But despite the attention she’s received, Harris doesn’t appear to be running much of a campaign besides showing up to debates and sticking it to Peduto. Over the past few months, she hasn’t responded to multiple interview requests from CP, and she doesn’t have a website where voters can learn about her platform.
“The councilwoman can’t even seem to file her forms correctly,” says Christopher Nicholas, a veteran political consultant. “That’s a sign that the campaign is not really organized.”
But Harris, who’s long been entrenched in local Democratic Party politics, does have her supporters. She received 245 votes for the Allegheny County Democratic endorsement, but was beaten by Peduto’s 372.
“I see Darlene Harris as a necessary evil,” says Kerr. “I don’t agree with a lot of the things she does, but she has some very good points, too. I think it’s really important that there is a check on the mayor, and I think Darlene fills that role even if it’s in a way that isn’t ideal. As a foil in the race, I think that is important because she’s a reminder that there’s other constituents whose needs need addressed.
“People run in primaries for different reasons and it does help flesh out some of the issues. Darlene has helped keep Peduto on his toes a little bit and that’s a good thing.”
One topic that Harris and her fellow challenger Welch have shone a light on is the lack of affordable housing in the city. Both Harris and Welch have told stories throughout the campaign of residents being forced out of their neighborhoods by rising rents. It’s stories like these that Welch says inspired him to enter the race to begin with.
“The main issues in the city of Pittsburgh and this campaign to date has been around affordable housing,” Welch tells CP. “I’m excited about this race. I think people in all of our neighborhoods really need to be represented. There are people who have lived in Pittsburgh for generations and generations and they’re not really seeing how they can participate in this new Pittsburgh. We need to not forget about the other people. I represent a demographic that has been left out.”
For his part, Welch says, “I really don’t think my campaign’s been affected at all by Harris entering the race.” But he is cognizant of the complaints from those on the left about his stance on abortion and the LGBT community.
At a recent candidate forum, Welch, the dean of students at Pittsburgh Theological Seminary, said he is both pro-choice and pro-life, citing instances like sexual assault as exceptions. And Welch failed to fill out an endorsement questionnaire from the Steel City Stonewall Democrats, an LGBT organization.

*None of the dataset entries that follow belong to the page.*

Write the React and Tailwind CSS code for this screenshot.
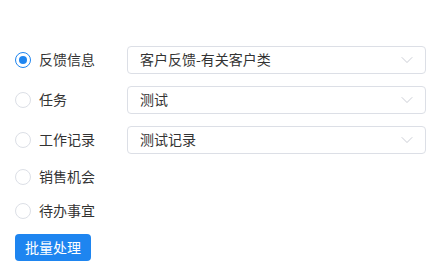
import { ChevronDown } from "lucide-react";

const rows = [
  { label: "反馈信息", value: "客户反馈-有关客户类", checked: true },
  { label: "任务", value: "测试" },
  { label: "工作记录", value: "测试记录" },
  { label: "销售机会" },
  { label: "待办事宜" },
];

function Radio({ checked }) {
  return checked ? (
    <span className="w-4 h-4 rounded-full border border-[#1e85f0] flex items-center justify-center shrink-0">
      <span className="w-2 h-2 rounded-full bg-[#1e85f0]" />
    </span>
  ) : (
    <span className="w-4 h-4 rounded-full border border-[#dcdfe6] bg-white shrink-0" />
  );
}

export default function App() {
  return (
    <div
      className="w-[446px] h-[280px] bg-white pt-[46px] pl-[15px] pr-[20px] text-[14px] text-[#333]"
      style={{ fontFamily: '"Noto Sans CJK SC", "Noto Sans", sans-serif' }}
    >
      <div className="flex flex-col gap-3">
        {rows.map((r) => (
          <div key={r.label} className="flex items-center">
            <div className="w-[112px] flex items-center gap-2 h-[22px]">
              <Radio checked={r.checked} />
              <span className="leading-none pb-[3px]">{r.label}</span>
            </div>
            {r.value && (
              <div className="flex-1 h-[28px] border border-[#dcdfe6] rounded flex items-center justify-between pl-3 pr-2">
                <span className="leading-none pb-[3px]">{r.value}</span>
                <ChevronDown size={20} strokeWidth={1} className="text-[#c0c4cc]" />
              </div>
            )}
          </div>
        ))}
        <button className="self-start h-[27px] px-[10px] pb-[2px] bg-[#1e85f0] text-white rounded-sm leading-none">
          批量处理
        </button>
      </div>
    </div>
  );
}
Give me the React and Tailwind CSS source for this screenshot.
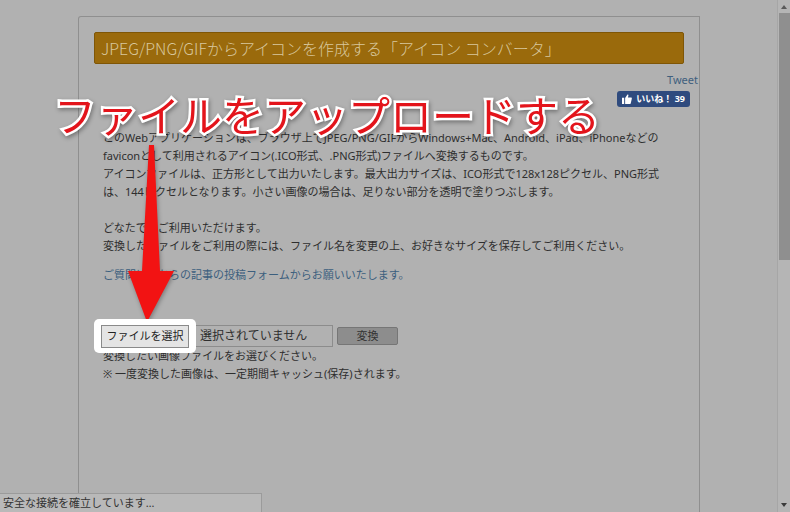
import React from 'react';

const ThumbIcon = () => (
    <svg width="10" height="10" viewBox="0 0 16 16" fill="#fff">
        <rect x="0" y="6" width="3.5" height="10" />
        <path d="M5 6.5 L8.5 1 C9.6 0.6 10.6 1.4 10.2 2.8 L9.4 5.5 H14.2 C15.3 5.5 16 6.4 15.7 7.4 L14 14.6 C13.8 15.4 13.1 16 12.3 16 H5 Z" />
    </svg>
);

const App = () => {
    return (
        <div className="relative h-[512px] w-[790px] overflow-hidden bg-[#b1b1b1] font-['Noto_Sans','Noto_Sans_CJK_JP',sans-serif] text-[#2e2e2e]">
            <div className="flex h-full">
                {/* ─── Page ─────────────────────────────────────────── */}
                <div className="flex-1 pl-[78px] pt-[16px]">
                    <div className="h-full w-[622px] rounded-tl-[3px] border border-b-0 border-[#8f8f8f] px-[15px] pt-[15px]">
                        <div className="h-[32px] rounded-[2px] border border-[#7f5606] bg-[#9a6a0c] pl-[6px] text-[16px] leading-[30px] text-[#d8c79c] font-['Noto_Sans_CJK_JP',sans-serif] font-light">
                            JPEG/PNG/GIFからアイコンを作成する「アイコン コンバータ」
                        </div>

                        <div className="-mr-[14px] mt-[9px] flex justify-end text-[11px] leading-[14px] text-[#40607e]">
                            Tweet
                        </div>
                        <div className="-mr-[6px] mt-[4px] flex justify-end">
                            <div className="flex h-[16px] items-center gap-[4px] rounded-[3px] bg-[#2f4b7e] px-[5px] text-[9px] font-bold text-white">
                                <ThumbIcon />
                                <span>いいね！ 39</span>
                            </div>
                        </div>

                        <div className="pl-[9px] text-[11px] leading-[18px] whitespace-nowrap">
                            <p className="mt-[22px]">
                                このWebアプリケーションは、ブラウザ上でJPEG/PNG/GIFからWindows+Mac、Android、iPad、iPhoneなどの<br />
                                faviconとして利用されるアイコン(.ICO形式、.PNG形式)ファイルへ変換するものです。<br />
                                アイコンファイルは、正方形として出力いたします。最大出力サイズは、ICO形式で128x128ピクセル、PNG形式<br />
                                は、144ピクセルとなります。小さい画像の場合は、足りない部分を透明で塗りつぶします。
                            </p>
                            <p className="mt-[18px]">
                                どなたでもご利用いただけます。<br />
                                変換したファイルをご利用の際には、ファイル名を変更の上、お好きなサイズを保存してご利用ください。
                            </p>
                            <p className="mt-[11px] text-[#3c5f7e]">ご質問はこちらの記事の投稿フォームからお願いいたします。</p>

                            {/* ─── File row ─────────────────────────────── */}
                            <div className="mt-[41px] flex h-[22px] items-center">
                                <div className="relative z-10 -ml-[9px] flex h-[34px] items-center rounded-[5px] bg-white px-[7px]">
                                    <div className="flex h-[23px] w-[88px] items-center justify-center border border-[#8a8a8a] bg-[#e4e4e4] text-[11px] text-[#222]">
                                        ファイルを選択
                                    </div>
                                </div>
                                <div className="-ml-[6px] flex h-[22px] w-[143px] items-center border border-[#8c8c8c] pl-[9px] text-[12px]">
                                    選択されていません
                                </div>
                                <div className="ml-[4px] flex h-[18px] w-[61px] items-center justify-center rounded-[2px] border border-[#767676] bg-[#8d8d8d] text-[11px] text-[#333]">
                                    変換
                                </div>
                            </div>
                            <p className="mt-0">
                                変換したい画像ファイルをお選びください。<br />
                                ※ 一度変換した画像は、一定期間キャッシュ(保存)されます。
                            </p>
                        </div>
                    </div>
                </div>

                {/* ─── Scrollbar ────────────────────────────────────── */}
                <div className="flex h-full w-[13px] flex-col items-center border-l border-[#a6a6a6] bg-[#b5b5b5]">
                    <div className="mt-[5px] h-0 w-0 border-x-[3px] border-b-[4px] border-x-transparent border-b-[#5a5a5a]" />
                    <div className="mt-[4px] h-[247px] w-[11px] bg-[#8f8f8f]" />
                    <div className="flex-1" />
                    <div className="mb-[5px] h-0 w-0 border-x-[3px] border-t-[4px] border-x-transparent border-t-[#3a3a3a]" />
                </div>
            </div>

            {/* ─── Annotation: caption ──────────────────────────────── */}
            <div className="absolute left-[54px] top-[93px] text-[42px] font-normal leading-none text-[#e3141b] font-['Noto_Sans_CJK_JP',sans-serif] [-webkit-text-stroke:5px_#fff] [paint-order:stroke_fill] [filter:drop-shadow(1px_2px_2px_rgba(0,0,0,0.35))]">
                ファイルをアップロードする
            </div>

            {/* ─── Annotation: arrow ────────────────────────────────── */}
            <svg className="absolute left-[120px] top-[140px] [filter:drop-shadow(1px_2px_2px_rgba(0,0,0,0.3))]" width="60" height="190" viewBox="0 0 60 190">
                <polygon points="29,5 34,5 40,131 54,131 27,182 8,131 22,131" fill="#f21313" />
            </svg>

            {/* ─── Status bar ───────────────────────────────────────── */}
            <div className="absolute bottom-0 left-0 flex h-[19px] w-[262px] items-center border-r border-t border-[#9b9b9b] bg-[#b9b9b9] pl-[3px] text-[11px] text-[#333]">
                安全な接続を確立しています…
            </div>
        </div>
    );
};

export default App;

“I think a lot of people have made assumptions that because I’m clergy, I’m not pro-LGBTQ, and they’ve made assumptions that because I did not fill out the questionnaire, my silence says I’m not supportive,” Welch says. “I am very much for women’s rights and I am very much for LGBTQIA rights.”
Welch says he received the Stonewall Democrats’ questionnaire too late to complete. But Kerr says such things are important for finding out where a candidate stands on the issues. (Harris didn’t complete the questionnaire either.)
“My concern is there’s a clear backlash against the LGBT community around the country and it’s really important that we hold Democrats to at least the standard of the party, and that includes a lot of the things Welch represents — anti-poverty, affordable housing — but it also includes LGBT equality as well as protecting reproductive justice and a woman’s right to choose,” Kerr says. “Bill Peduto has a stellar record on LGBT issues; he’s been an ally for a long time and he has the record to prove that. John Welch doesn’t. And that’s why these questionnaires are important. He’s never held public office.”
Even if Welch does earn support from the left, experts say it’s very difficult for a non-incumbent candidate to win a three-person race, especially someone like Welch who hasn’t ever held public office.
“The reverend seems very passionate, but he’s a dean at a seminary; he’s very far afield from the rough-and-tumble political life of big-city Democratic machines,” says Nicholas. “If you’re an incumbent, the best-case scenario is if you’re unopposed. The next best scenario is that you have multiple opponents, and that way any vote against you will go to multiple places.
“What you have here is if you don’t like Peduto for whatever reason, you have option one and option two. Now those votes are going to be split up.”
The odds are typically stacked against challengers in Pittsburgh mayoral elections, where incumbents almost always find themselves on a path to an easy victory.
“When was the last time there was a contentious primary for mayor in Pittsburgh?” Nicholas says. “So it’s not surprising that an incumbent mayor is going to roll through re-election.”
Despite the odds, Welch and his supporters say there’s still hope. Additionally, they say Welch’s message that minorities and low-income communities in the city are being left behind is an important one that will resonate with voters.
“I think there’s certainly a path for Welch to win this election,” Taylor says. “But it’s hard to get that message out there. It’s difficult for someone in Welch’s position to get the word out because he’s not as provocative. It’s unfortunate; I do think he has a message that needs heard.”